** WHAT YOU ARE ASKED TO DO **
Copy out each line that has "index" in it.

** RECORDS PROVIDED **
* begin *

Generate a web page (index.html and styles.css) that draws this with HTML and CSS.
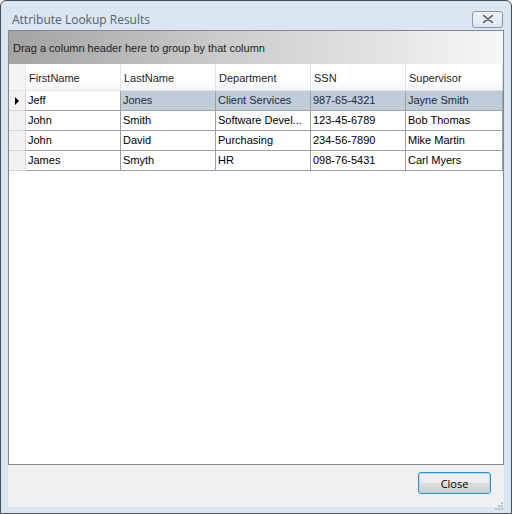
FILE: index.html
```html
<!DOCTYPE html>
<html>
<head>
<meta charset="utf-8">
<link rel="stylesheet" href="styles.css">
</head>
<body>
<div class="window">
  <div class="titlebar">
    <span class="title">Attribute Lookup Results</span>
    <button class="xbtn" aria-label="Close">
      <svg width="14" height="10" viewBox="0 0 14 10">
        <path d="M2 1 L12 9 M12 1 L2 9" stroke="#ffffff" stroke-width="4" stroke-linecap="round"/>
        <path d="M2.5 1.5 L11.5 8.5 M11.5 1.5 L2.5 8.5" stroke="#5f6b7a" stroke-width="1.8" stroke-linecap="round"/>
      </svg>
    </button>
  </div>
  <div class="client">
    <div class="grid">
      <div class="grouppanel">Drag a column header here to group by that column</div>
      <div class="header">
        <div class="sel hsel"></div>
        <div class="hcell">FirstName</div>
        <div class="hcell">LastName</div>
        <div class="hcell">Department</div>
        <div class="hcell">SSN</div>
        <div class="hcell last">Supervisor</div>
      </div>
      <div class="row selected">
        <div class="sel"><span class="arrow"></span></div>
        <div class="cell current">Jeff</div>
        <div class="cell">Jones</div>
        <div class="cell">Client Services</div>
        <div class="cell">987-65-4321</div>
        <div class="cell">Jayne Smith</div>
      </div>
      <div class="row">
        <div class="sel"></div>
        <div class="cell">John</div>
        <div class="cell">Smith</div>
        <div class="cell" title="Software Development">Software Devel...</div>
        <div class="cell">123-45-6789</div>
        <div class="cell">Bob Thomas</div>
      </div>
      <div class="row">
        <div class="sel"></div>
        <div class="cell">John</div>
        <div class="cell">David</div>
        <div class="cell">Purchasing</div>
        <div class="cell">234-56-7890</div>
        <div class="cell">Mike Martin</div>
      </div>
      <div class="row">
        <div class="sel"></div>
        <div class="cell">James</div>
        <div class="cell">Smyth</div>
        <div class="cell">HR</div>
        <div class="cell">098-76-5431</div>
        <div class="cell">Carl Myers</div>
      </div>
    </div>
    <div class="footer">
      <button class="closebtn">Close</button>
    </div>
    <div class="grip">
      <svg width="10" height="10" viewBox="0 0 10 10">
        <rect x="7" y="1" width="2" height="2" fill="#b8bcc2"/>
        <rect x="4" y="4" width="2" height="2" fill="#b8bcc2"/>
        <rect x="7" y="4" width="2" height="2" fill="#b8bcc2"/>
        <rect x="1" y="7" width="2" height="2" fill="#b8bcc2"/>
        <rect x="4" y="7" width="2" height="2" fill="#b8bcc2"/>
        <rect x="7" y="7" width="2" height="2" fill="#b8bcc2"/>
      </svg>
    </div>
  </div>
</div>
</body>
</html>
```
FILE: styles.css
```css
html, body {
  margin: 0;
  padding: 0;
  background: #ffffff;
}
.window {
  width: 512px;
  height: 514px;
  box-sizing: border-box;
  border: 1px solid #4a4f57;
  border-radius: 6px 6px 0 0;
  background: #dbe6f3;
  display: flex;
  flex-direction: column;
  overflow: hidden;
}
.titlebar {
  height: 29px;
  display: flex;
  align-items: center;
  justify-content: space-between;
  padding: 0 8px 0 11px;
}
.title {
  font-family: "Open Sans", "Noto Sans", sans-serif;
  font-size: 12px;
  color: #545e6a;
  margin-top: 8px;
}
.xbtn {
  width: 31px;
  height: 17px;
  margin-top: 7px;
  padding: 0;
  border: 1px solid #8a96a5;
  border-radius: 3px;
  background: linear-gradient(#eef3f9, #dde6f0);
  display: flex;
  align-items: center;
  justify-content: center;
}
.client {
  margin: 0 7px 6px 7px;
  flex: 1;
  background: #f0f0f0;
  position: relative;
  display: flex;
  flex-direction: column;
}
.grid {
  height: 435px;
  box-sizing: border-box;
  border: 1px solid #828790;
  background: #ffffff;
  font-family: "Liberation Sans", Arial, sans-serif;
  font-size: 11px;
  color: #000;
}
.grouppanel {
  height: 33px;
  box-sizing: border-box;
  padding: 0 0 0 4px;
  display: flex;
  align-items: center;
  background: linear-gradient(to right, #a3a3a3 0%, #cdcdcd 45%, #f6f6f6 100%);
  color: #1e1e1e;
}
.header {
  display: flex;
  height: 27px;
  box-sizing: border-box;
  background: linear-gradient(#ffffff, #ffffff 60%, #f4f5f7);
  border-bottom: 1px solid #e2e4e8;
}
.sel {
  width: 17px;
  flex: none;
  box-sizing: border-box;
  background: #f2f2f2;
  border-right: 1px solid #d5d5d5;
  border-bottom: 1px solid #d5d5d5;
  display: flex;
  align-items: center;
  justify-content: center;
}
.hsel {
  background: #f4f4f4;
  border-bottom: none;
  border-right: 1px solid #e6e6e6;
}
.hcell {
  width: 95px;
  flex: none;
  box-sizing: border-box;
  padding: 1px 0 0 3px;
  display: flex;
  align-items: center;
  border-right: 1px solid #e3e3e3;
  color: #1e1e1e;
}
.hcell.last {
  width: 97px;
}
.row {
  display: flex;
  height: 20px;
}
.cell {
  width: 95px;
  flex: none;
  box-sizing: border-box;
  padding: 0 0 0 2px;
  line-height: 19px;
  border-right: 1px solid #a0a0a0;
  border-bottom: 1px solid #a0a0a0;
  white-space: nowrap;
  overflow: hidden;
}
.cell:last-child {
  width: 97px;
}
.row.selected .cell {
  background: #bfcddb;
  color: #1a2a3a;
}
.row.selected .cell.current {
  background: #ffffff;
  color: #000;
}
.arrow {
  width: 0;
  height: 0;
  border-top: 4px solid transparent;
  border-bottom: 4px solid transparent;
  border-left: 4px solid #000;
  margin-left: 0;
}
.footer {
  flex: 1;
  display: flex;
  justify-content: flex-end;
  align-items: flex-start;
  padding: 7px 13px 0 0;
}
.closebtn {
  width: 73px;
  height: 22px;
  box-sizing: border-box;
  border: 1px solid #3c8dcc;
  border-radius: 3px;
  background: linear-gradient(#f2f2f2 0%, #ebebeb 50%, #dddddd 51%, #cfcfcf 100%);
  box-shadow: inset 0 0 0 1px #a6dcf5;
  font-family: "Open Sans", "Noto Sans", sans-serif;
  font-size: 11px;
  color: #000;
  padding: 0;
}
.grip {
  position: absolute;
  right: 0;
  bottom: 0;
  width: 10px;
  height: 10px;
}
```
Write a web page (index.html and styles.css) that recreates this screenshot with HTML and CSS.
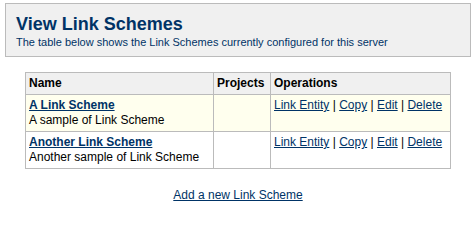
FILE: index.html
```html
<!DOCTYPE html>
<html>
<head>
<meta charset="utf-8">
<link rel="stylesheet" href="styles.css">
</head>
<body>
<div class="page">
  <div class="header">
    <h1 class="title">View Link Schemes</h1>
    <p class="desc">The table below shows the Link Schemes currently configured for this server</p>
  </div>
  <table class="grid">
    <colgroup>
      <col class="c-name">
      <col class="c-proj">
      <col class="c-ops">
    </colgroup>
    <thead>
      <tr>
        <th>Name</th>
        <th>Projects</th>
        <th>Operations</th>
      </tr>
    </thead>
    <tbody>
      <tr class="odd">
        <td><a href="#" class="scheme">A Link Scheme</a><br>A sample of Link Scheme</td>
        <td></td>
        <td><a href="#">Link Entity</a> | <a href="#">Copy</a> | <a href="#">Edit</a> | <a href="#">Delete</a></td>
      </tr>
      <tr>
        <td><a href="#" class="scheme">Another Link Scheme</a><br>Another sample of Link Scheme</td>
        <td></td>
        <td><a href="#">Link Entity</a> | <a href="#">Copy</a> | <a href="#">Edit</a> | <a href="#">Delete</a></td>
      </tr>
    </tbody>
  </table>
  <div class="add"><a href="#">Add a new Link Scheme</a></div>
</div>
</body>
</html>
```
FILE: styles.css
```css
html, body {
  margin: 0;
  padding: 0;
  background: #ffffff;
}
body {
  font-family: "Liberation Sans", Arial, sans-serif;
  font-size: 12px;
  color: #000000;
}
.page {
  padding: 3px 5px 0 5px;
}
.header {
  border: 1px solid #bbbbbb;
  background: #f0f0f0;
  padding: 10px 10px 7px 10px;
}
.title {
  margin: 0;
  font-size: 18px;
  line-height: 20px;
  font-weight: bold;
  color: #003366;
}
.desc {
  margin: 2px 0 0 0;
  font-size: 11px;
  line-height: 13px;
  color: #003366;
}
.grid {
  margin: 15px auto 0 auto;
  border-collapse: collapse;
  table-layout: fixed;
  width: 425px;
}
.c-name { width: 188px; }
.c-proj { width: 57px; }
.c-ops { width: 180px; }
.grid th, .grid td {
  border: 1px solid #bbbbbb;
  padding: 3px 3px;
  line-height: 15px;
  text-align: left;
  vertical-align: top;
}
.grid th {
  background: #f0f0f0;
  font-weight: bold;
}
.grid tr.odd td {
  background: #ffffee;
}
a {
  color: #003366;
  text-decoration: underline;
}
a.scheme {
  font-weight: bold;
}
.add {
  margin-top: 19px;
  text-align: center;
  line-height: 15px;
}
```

* end *

** RESPONSE FOR THIS EXERCISE **
Generate a web page (index.html and styles.css) that draws this with HTML and CSS.
FILE: index.html
Write a web page (index.html and styles.css) that recreates this screenshot with HTML and CSS.
FILE: index.html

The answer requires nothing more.